Sociology and political economy of agriculture literatures have provided numerous insights into historical capital accumulation trends in agriculture. While some scholars cast agriculture under the broad scope of theoretical perspectives of industrialization, the majority pay heed to the piecemeal accumulation strategies that have accompanied the natural limitations to its full-scale industrialization. In particular, the conceptual tools of appropriationism--the replacement of elements of the production process with industrial ones--and substitutionism--the replacement of agricultural end products with industrial ones--developed by Goodman, Sorj, and Wilkinson (1987) provide an analytical framework through which many historical and current developments in agriculture can be viewed. New agricultural biotechnologies have now brought a significant number of changes to agriculture, however. The blossoming of a network of legal obligations associated with the technologies--prohibitions on seed saving, grower contracts, patents on seeds, and even incentive programs--suggest that important aspects of control over agricultural production may be shifting from agricultural producers to biotechnology developers, with an associated shifting of economic benefit.
While technology-induced change is not new to agriculture, biotechnology's proprietary aspect adds a new component that could instigate a social reorganization of agricultural production. Given this proprietary emphasis, I suggest that a reconceptualization of some of the main tenets of political economy of agriculture scholarship is required. Specifically, the two theoretical concepts of appropriationism and substitutionism identified by Goodman, Sorj, and Wilkinson need to be joined by a third--for which I suggest the term "expropriationism"--to explain new capital accumulation strategies emerging with the advent of agricultural biotechnologies. While the former two terms emphasize accumulation strategies in the spheres of production and processing, the latter is proposed in response to an emerging accumulation strategy based in the network of legal mechanisms associated with the new technologies.
In this article, I will first provide a brief look at sociology and political economy of agriculture literatures regarding capital accumulation in agriculture. Second, I will outline how these literatures apply to the current case of agricultural biotechnology, and where they fall short in explaining developments related to it. I argue that biotechnologies change the way in which capital interacts with agriculture in three ways: they extend the potential for appropriationism and substitutionism; they increase the concentration of input suppliers and processors; and lastly, and perhaps most significantly, their associated proprietary framework initiates a new means of capital accumulation. While the first two are extensions of existing capital accumulation relations in agriculture, the latter suggests a new "social" means of capital accumulation, in the manner articulated by Kloppenburg (2004). I will then provide examples of these proprietary elements, drawn from my dissertation research on the extent to which agricultural biotechnologies are facilitating a social reorganization of agricultural production, and what effect this reorganization has on the control farmers have over their production (Pechlaner, 2007). I approach this question comparatively, through two regional case studies--in Saskatchewan, Canada and Mississippi, United States--based around four lawsuits between technology developers and farmers. Last, I will offer some conclusions.

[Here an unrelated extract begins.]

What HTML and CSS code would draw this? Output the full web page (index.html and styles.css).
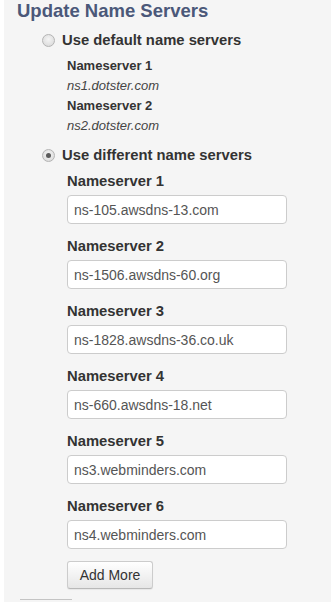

I. THE INDUSTRIALIZATION OF AGRICULTURE? CONCEPTUAL TOOLS IN THE POLITICAL ECONOMY OF AGRICULTURE
From the classics to contemporary scholarship, political economy of agriculture literature provides numerous insights into historical capital accumulation trends specific to agriculture (see for example, Berlan 1991; Buttel and LaRamee 1991; Friedland 2002; Friedmann 1995; Kautsky 1988 ; Lenin 1964 ; and Thompson and Cowan 1995). The literature has identified trends in industrialization common to agriculture: increased capitalization, concentration of agricultural input suppliers and output purchasers; substitution of independent producers with agribusinesses; increased productivity; the externalization of environmental costs; and the transformation of consumption patterns, among others. In some cases, the parallels with industrialization are drawn to the extent of rejecting agriculture's analytical separation from industry (Goodman and Watts 1994:3).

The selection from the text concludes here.